**TASK DESCRIPTION**
Return precisely the span of lines from the top of the material below to the line containing "let query = $state('杜月笙');", both included. Pictures are excluded.

**DATA EXTRACT**
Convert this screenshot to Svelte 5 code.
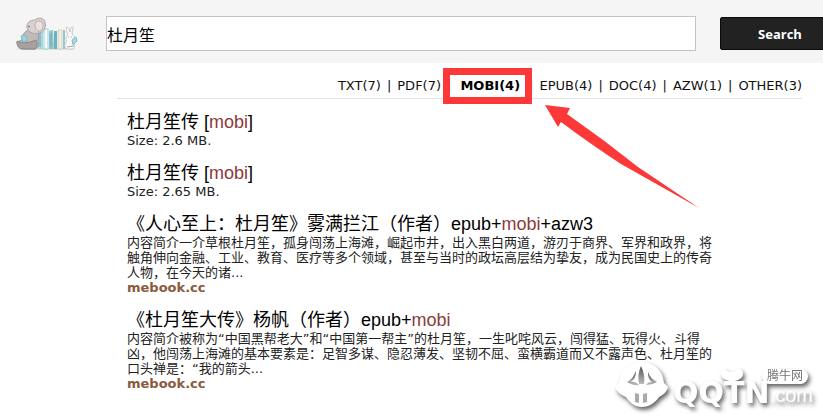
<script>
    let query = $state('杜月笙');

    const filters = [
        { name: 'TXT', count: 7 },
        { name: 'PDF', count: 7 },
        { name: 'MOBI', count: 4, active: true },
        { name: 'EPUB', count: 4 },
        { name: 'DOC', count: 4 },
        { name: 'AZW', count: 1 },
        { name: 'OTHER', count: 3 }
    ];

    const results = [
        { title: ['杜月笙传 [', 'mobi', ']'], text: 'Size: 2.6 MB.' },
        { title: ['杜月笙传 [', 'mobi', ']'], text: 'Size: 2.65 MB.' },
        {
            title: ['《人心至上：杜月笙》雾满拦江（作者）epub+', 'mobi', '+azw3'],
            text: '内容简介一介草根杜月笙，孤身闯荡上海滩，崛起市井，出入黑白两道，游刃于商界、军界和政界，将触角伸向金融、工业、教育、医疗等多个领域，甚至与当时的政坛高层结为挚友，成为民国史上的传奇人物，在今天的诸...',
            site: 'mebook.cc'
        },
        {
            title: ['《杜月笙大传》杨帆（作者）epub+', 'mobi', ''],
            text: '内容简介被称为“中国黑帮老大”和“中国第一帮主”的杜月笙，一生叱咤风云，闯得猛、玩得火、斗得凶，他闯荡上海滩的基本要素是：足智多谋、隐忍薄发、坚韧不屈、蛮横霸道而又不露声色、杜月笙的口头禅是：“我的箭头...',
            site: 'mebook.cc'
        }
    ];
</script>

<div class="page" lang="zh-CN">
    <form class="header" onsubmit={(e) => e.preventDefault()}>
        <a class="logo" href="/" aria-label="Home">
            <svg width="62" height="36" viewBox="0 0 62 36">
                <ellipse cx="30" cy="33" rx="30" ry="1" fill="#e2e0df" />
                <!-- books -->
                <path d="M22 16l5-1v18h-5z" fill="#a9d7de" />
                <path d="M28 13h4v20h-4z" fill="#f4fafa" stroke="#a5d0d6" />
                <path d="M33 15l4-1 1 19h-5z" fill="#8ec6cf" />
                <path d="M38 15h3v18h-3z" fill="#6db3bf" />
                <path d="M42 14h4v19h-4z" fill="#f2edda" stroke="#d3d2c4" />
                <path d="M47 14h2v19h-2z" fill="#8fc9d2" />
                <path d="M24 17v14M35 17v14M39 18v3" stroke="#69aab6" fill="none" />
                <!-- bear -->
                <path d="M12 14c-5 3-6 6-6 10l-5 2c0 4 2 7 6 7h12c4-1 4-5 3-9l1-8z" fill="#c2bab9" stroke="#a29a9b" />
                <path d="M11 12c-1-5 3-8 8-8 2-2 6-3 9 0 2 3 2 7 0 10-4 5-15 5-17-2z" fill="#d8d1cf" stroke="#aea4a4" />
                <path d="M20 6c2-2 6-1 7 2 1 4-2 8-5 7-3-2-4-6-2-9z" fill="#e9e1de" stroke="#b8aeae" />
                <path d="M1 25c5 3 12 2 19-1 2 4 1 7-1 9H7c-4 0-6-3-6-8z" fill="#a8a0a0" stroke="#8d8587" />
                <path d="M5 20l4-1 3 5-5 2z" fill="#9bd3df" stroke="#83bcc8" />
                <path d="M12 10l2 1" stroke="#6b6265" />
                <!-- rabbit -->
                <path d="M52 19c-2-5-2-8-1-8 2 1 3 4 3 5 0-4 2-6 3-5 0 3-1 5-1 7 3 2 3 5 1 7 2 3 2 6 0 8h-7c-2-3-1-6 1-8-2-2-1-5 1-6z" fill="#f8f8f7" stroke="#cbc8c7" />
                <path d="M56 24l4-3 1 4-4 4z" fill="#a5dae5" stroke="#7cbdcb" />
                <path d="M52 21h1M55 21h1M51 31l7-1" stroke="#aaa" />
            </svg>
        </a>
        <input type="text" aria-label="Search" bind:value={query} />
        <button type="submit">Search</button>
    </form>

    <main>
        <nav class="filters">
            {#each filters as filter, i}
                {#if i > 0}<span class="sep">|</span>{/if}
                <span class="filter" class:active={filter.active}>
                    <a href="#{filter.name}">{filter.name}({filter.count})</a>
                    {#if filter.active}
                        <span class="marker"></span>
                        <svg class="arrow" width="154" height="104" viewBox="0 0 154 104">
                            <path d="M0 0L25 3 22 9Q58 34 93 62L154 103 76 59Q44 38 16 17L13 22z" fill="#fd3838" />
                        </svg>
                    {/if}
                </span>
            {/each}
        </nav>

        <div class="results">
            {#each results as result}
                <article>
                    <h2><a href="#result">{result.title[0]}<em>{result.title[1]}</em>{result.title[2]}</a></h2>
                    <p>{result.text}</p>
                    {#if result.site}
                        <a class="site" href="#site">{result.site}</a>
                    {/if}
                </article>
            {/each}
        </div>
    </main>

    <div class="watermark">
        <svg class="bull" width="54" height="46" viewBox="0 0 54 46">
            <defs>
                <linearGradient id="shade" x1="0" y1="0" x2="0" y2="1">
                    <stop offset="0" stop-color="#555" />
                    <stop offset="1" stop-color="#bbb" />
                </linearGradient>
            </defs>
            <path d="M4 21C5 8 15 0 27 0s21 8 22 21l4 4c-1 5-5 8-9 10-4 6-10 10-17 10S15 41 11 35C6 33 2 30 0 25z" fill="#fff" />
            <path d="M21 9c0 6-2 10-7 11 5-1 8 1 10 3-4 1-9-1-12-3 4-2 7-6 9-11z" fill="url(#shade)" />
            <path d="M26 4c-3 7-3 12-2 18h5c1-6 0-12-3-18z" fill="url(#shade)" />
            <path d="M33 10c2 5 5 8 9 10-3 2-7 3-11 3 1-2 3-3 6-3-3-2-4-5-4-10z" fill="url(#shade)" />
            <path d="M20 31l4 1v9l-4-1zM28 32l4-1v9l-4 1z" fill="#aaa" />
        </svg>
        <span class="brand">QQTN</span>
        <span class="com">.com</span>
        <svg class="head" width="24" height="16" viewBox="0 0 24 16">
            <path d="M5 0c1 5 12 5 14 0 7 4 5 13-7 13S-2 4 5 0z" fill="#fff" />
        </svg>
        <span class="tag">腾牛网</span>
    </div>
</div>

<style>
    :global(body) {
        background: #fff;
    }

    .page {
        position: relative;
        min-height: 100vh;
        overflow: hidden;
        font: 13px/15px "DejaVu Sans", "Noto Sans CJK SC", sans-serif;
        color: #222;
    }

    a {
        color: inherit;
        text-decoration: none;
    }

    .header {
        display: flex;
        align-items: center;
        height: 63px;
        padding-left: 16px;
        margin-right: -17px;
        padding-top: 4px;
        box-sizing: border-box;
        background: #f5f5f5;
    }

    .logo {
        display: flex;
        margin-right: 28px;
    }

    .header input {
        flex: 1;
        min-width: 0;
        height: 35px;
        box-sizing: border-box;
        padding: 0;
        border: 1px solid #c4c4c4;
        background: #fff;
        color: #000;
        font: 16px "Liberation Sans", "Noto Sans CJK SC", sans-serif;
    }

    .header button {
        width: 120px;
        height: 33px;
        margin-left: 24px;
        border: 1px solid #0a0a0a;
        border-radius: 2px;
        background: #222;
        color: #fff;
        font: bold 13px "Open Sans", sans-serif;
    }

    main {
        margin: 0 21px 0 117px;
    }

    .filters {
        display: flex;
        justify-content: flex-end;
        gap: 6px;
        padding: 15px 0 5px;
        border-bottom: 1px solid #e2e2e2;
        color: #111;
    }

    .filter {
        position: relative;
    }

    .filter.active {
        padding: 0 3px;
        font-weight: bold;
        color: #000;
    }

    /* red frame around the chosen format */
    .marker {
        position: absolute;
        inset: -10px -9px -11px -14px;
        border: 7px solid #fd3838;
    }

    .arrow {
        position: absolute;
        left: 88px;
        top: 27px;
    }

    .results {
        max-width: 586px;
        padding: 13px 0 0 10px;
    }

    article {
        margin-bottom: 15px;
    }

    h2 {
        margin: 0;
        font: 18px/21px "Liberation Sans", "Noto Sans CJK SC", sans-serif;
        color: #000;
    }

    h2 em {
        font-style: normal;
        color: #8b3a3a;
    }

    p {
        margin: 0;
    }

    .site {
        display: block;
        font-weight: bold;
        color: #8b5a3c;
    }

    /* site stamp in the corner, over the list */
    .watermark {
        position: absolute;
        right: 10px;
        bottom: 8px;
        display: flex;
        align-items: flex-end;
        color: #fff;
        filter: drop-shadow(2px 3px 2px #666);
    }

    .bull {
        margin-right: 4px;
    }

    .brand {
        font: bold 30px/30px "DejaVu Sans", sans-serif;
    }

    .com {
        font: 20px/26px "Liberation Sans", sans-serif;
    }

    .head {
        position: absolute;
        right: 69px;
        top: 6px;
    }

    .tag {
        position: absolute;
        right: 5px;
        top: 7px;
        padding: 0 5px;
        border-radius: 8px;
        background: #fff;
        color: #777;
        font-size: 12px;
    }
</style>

**FINISHED EXERCISE**
Convert this screenshot to Svelte 5 code.
<script>
    let query = $state('杜月笙');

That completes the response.